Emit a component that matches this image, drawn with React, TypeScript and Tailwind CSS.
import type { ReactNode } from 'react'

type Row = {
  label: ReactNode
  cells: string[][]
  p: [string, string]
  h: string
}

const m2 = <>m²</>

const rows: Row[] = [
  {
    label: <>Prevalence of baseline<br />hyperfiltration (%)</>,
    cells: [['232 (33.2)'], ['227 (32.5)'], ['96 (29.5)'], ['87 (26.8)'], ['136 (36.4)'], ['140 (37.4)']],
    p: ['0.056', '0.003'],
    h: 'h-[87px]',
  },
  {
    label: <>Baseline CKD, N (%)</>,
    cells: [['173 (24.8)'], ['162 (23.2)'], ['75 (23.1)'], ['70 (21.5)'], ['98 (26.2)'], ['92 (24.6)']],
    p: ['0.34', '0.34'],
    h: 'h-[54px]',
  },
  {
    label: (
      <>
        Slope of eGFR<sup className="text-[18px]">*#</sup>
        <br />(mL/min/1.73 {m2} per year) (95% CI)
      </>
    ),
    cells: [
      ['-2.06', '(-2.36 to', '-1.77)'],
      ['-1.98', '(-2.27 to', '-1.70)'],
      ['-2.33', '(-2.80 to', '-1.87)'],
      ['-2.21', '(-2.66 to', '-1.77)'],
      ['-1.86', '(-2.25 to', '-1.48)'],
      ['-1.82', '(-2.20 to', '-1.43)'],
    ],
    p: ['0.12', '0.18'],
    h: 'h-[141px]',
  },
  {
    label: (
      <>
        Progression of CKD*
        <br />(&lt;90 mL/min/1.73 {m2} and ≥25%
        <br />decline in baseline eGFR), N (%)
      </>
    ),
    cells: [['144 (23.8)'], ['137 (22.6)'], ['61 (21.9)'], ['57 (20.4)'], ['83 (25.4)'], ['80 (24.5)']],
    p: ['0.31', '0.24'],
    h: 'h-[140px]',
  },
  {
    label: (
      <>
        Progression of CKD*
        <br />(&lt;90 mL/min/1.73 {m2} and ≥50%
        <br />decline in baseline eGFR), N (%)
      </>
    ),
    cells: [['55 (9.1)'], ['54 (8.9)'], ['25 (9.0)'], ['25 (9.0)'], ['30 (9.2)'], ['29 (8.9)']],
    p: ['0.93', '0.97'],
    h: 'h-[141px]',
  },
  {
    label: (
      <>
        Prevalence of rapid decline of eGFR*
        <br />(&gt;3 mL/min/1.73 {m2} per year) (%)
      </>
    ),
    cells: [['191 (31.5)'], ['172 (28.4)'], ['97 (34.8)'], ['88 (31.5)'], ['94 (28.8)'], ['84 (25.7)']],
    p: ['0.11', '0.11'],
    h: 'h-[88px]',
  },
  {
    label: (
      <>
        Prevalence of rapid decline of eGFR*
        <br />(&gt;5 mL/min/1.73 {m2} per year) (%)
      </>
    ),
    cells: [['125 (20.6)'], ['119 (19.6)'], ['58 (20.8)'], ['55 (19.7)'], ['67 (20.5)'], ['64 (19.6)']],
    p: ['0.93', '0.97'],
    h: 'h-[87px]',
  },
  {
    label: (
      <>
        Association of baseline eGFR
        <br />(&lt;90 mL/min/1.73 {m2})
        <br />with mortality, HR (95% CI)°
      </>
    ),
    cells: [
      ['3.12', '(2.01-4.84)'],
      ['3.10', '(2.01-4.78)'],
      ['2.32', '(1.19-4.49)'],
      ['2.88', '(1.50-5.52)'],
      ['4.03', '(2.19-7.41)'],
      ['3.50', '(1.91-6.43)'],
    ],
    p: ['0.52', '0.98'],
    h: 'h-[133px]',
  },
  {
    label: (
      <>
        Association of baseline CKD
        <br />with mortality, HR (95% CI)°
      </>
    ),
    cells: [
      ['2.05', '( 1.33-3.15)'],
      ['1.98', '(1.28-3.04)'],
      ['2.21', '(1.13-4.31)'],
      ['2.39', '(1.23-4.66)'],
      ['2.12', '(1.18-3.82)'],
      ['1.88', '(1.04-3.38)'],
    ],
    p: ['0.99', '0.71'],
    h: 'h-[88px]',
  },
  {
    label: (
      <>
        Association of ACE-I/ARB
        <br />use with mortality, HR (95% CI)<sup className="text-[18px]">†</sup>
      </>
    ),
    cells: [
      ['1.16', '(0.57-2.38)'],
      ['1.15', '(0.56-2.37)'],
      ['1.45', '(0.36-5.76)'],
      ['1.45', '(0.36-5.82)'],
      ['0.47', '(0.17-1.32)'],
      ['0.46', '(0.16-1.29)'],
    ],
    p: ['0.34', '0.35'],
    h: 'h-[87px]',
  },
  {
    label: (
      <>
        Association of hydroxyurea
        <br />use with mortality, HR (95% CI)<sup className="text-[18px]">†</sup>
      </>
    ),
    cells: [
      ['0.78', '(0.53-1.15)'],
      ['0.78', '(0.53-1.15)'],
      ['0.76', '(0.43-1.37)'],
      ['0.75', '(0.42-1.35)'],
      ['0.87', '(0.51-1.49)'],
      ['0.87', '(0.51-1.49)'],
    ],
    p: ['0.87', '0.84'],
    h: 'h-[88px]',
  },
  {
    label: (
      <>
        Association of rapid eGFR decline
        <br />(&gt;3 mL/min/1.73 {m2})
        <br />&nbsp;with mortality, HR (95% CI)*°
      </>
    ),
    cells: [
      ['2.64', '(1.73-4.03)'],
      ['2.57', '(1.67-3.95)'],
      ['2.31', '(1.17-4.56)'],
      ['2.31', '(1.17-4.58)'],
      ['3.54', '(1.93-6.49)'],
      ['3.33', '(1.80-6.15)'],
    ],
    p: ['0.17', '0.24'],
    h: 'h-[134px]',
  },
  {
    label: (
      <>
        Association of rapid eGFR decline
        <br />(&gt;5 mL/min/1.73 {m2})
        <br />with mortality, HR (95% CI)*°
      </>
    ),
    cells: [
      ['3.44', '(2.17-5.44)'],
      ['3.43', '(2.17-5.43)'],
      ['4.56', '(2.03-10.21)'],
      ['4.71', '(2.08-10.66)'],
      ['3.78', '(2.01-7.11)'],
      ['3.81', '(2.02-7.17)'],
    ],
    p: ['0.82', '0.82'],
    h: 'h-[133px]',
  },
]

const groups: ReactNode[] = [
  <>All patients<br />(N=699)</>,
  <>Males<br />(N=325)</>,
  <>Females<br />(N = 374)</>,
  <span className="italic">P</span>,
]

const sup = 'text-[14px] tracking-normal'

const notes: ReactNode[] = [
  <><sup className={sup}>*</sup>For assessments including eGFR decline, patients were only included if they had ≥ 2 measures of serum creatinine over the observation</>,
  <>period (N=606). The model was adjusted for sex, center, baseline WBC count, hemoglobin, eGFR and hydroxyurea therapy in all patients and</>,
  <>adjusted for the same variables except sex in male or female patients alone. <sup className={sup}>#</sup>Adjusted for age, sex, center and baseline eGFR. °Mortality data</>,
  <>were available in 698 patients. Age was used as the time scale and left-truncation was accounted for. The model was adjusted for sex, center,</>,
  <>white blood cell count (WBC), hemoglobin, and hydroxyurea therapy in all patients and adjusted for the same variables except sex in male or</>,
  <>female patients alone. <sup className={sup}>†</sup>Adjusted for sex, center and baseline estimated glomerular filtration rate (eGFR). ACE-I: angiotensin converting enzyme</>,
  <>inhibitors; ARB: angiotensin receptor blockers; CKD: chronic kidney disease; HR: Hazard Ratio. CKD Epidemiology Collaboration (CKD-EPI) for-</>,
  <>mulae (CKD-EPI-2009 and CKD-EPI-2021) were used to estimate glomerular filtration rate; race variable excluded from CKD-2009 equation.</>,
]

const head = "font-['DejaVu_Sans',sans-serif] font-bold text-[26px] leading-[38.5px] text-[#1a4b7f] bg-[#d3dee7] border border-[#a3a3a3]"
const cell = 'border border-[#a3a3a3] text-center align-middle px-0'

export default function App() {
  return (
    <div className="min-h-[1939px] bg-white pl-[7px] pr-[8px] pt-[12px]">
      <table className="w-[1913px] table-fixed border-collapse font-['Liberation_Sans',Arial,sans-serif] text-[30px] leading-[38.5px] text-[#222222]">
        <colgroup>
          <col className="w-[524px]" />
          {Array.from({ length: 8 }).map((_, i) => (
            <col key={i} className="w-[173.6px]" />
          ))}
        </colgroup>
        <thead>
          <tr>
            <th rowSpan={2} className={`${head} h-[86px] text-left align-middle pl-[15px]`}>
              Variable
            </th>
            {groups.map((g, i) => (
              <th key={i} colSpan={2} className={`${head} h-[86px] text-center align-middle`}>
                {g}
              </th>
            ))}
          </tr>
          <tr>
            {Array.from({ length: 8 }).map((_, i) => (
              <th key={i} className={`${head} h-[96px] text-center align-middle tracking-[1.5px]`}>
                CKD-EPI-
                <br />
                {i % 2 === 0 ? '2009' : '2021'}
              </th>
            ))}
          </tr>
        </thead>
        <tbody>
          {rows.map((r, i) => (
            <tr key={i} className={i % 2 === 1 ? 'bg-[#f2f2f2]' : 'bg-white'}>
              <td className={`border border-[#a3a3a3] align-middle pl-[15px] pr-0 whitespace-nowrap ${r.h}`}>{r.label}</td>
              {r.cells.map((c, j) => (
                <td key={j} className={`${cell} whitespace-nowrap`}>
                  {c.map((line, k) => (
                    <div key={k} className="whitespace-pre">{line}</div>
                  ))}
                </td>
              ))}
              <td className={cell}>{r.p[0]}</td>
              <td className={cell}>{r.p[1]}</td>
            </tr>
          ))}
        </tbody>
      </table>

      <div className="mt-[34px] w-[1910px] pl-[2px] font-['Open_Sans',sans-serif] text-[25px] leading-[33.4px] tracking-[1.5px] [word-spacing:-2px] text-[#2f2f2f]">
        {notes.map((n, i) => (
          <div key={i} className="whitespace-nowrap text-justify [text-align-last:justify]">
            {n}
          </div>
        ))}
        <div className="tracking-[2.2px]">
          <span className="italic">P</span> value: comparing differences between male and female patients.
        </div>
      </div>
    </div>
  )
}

= = = =

— AIM OF THE TASK —
What are the exact lines from the beginning of the material through the line containing "const m2 = <>m²</>"? Write out those lines alone.

— CORRECT ANSWER —
Emit a component that matches this image, drawn with React, TypeScript and Tailwind CSS.
import type { ReactNode } from 'react'

type Row = {
  label: ReactNode
  cells: string[][]
  p: [string, string]
  h: string
}

const m2 = <>m²</>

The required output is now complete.